Clause 24
Mental Health Bill [Lords]
4:30 pm

Tim Boswell (Daventry, Conservative)
I am deeply impressed and moved by the eloquence of my hon. Friend. The debate has gone on for some time and I do not intend to prolong it, but as someone who normally tries to seek a degree of accommodation and consensus—and may even be criticised for that from time to time—I am encouraged that matters seem at least to be working towards a common position, even if one has not yet been reached. That is true with respect to the central importance of doing something for children’s mental health services, and even with respect to the Minister’s assurance, from which we take some comfort, that, as she snatches away the provision before the Committee, she has made a commitment—although not a precise one in legislative terms—to reflect again before Report. I have a profound hope that she will do that, and come up with something practical to meet the needs that hon. Members on both sides of the Committee, including the hon. Member for Stafford, have described. We need to move on the issue.

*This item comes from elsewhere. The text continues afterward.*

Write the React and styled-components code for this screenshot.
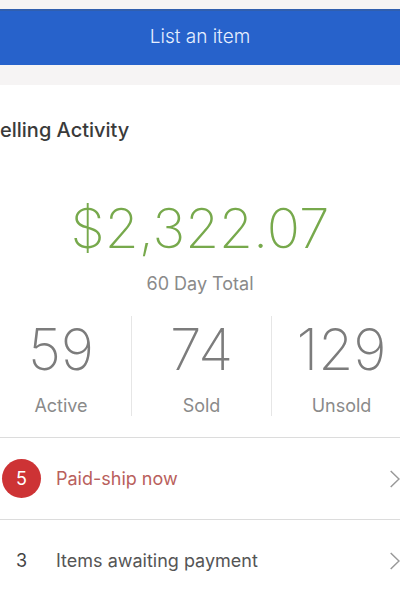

Not only have Committee members received representations from YoungMinds and others but they will almost all have been involved in constituency cases. I have not had much experience of the kind, but an example that occurred this year has been very much on my mind. It brings together three points. The first is the importance of education as well as the health services in the support required for what the clauses define as the needs of young people. The young person in question is doing his GCSEs this year. He has suffered severe and acute depression, and difficulties have been encountered about where to accommodate him, including the question of putting him in adult mental health wards. There has been a fight for better provision, which has now been secured, but it has not been easy. A consequence has been the breaking of the link with his county, which has supported him for education purposes, because he has now crossed the boundary into another county.

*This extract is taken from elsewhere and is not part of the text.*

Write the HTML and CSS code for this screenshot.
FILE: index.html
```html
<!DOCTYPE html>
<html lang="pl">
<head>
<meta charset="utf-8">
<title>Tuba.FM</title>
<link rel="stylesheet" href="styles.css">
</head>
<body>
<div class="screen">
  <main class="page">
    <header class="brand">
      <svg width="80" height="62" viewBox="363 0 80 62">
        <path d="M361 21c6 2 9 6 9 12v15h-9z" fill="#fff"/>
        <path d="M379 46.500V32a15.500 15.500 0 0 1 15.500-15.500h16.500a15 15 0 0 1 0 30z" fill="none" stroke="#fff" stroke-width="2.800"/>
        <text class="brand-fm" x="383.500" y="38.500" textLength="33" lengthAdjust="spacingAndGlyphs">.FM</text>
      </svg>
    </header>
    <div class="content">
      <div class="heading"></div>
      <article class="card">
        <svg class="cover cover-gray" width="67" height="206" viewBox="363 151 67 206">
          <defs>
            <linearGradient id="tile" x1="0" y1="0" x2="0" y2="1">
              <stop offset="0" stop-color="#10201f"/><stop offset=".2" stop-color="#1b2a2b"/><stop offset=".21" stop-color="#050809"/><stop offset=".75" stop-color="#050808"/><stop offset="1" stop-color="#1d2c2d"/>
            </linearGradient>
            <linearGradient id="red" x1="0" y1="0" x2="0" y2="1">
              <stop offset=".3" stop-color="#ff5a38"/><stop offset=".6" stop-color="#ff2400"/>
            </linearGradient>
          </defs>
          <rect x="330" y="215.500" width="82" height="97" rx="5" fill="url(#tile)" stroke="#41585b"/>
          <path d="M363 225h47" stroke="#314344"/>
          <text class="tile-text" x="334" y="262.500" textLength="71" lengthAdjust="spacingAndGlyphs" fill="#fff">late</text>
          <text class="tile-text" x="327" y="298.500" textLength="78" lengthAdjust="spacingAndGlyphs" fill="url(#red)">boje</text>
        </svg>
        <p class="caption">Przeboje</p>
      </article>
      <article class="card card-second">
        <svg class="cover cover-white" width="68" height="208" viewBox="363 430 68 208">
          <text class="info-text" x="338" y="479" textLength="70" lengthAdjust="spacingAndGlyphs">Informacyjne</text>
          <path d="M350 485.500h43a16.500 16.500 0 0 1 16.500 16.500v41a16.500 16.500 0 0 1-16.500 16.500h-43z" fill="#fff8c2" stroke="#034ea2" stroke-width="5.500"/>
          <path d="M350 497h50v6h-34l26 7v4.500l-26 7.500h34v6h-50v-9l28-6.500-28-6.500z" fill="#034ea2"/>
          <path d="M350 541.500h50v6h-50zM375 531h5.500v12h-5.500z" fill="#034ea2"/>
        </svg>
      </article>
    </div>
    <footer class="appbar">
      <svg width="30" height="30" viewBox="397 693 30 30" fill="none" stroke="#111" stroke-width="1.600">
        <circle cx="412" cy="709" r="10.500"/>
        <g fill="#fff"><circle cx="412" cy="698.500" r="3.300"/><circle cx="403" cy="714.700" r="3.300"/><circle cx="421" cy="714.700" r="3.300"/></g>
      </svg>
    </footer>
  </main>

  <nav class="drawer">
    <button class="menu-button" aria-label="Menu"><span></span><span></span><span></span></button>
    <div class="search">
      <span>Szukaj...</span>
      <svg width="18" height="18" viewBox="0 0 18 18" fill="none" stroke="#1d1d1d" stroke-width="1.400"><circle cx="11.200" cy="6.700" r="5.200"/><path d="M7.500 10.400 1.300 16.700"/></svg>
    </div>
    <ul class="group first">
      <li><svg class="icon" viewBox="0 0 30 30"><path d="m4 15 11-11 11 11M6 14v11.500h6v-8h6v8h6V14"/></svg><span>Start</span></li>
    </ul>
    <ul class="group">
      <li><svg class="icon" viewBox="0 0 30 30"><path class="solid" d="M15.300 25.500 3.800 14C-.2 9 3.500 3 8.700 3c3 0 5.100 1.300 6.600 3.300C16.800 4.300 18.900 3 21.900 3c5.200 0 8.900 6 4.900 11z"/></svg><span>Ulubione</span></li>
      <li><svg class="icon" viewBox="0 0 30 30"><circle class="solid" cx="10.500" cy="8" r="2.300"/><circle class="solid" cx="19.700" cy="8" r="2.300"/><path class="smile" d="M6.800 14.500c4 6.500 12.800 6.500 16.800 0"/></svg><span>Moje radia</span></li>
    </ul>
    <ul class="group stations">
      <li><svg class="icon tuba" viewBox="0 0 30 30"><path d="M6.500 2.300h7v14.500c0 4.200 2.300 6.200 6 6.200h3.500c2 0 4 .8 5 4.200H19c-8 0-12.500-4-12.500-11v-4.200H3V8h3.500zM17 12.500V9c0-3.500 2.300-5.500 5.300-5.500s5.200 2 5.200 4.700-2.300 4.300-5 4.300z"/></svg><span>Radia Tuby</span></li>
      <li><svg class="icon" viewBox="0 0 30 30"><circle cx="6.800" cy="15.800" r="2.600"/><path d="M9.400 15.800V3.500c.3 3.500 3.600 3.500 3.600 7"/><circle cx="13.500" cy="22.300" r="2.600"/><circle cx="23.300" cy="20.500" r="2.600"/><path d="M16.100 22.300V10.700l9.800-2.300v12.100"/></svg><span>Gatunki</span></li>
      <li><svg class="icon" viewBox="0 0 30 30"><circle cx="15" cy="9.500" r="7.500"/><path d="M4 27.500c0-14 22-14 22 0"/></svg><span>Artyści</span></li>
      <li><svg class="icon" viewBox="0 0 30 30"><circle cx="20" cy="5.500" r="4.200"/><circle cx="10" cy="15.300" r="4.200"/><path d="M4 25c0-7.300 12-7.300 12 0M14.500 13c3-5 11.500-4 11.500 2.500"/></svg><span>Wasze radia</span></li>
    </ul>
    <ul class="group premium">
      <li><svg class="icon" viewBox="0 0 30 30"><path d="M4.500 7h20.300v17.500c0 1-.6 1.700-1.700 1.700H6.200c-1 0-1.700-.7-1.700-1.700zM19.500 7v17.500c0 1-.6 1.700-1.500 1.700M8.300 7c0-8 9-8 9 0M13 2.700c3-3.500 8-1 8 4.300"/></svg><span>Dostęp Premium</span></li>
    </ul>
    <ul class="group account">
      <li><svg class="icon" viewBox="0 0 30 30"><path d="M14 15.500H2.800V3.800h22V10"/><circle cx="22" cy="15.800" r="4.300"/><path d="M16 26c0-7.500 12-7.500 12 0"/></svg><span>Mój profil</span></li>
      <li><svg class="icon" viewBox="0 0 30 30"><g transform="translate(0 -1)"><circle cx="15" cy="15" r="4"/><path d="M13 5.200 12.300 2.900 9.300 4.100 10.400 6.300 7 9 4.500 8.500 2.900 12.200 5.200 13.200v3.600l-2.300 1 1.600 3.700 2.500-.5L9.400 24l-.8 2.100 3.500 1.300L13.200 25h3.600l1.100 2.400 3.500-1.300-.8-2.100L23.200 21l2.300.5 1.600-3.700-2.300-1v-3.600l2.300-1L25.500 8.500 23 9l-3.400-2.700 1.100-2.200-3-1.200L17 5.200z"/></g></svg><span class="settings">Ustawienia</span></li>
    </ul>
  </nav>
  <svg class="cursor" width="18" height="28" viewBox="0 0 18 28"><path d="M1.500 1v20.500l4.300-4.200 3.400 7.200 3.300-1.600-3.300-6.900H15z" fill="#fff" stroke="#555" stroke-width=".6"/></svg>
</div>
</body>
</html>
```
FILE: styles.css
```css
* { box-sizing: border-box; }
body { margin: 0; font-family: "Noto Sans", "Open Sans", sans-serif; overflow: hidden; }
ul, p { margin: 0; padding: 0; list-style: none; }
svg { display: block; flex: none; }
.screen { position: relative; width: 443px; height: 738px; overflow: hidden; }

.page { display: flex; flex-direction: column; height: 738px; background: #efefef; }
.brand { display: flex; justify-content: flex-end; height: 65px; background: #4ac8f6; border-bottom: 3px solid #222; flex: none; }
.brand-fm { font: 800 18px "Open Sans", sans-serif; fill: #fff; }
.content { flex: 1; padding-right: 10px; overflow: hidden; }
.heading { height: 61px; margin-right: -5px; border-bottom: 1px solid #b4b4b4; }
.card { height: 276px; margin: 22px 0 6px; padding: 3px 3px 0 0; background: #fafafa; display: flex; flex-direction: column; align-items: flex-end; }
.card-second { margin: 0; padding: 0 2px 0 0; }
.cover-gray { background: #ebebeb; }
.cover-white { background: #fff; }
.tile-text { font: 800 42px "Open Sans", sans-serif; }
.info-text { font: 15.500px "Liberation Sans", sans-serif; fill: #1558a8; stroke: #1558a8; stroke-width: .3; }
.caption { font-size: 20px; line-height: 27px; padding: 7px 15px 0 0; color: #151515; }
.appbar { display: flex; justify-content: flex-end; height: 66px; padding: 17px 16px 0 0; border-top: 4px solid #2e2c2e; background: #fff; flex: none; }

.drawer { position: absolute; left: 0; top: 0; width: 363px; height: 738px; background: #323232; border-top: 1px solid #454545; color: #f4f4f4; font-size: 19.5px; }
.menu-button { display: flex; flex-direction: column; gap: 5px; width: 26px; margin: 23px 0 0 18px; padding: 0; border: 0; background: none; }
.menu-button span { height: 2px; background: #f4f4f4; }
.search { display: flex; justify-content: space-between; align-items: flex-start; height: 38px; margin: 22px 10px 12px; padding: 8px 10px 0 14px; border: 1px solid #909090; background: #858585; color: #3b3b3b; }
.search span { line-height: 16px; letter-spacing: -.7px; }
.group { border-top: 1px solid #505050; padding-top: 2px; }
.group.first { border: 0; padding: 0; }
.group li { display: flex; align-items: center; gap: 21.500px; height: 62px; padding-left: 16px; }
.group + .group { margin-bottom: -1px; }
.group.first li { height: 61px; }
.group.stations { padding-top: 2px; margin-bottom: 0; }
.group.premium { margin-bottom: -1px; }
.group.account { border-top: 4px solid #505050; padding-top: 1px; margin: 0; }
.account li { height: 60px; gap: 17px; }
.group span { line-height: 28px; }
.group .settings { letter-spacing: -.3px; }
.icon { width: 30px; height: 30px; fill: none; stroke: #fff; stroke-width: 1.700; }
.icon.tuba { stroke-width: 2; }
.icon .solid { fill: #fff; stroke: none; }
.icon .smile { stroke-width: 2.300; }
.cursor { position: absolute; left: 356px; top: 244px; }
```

The second point to make in that context, which has not been brought up so far, but which I think is a subset of the point already discussed by my hon. Friend the Member for East Worthing and Shoreham, is the remote provision of services. They may not be available readily and reliably in each of our local authority areas. That is not unusual in my constituency because of the geography, but people are going outside their area for services and having to deal with different local authorities and primary care trusts. That becomes difficult and stressful at a stressful time.
My third point has not really been made except in the context of carers, and that is the stress that such situations bring on the whole family: the parents and of course the siblings. There was a sibling in the case that I have recalled. Those people see the illness of their close relative and the desperate fight to get appropriate provision at a reasonably convenient point.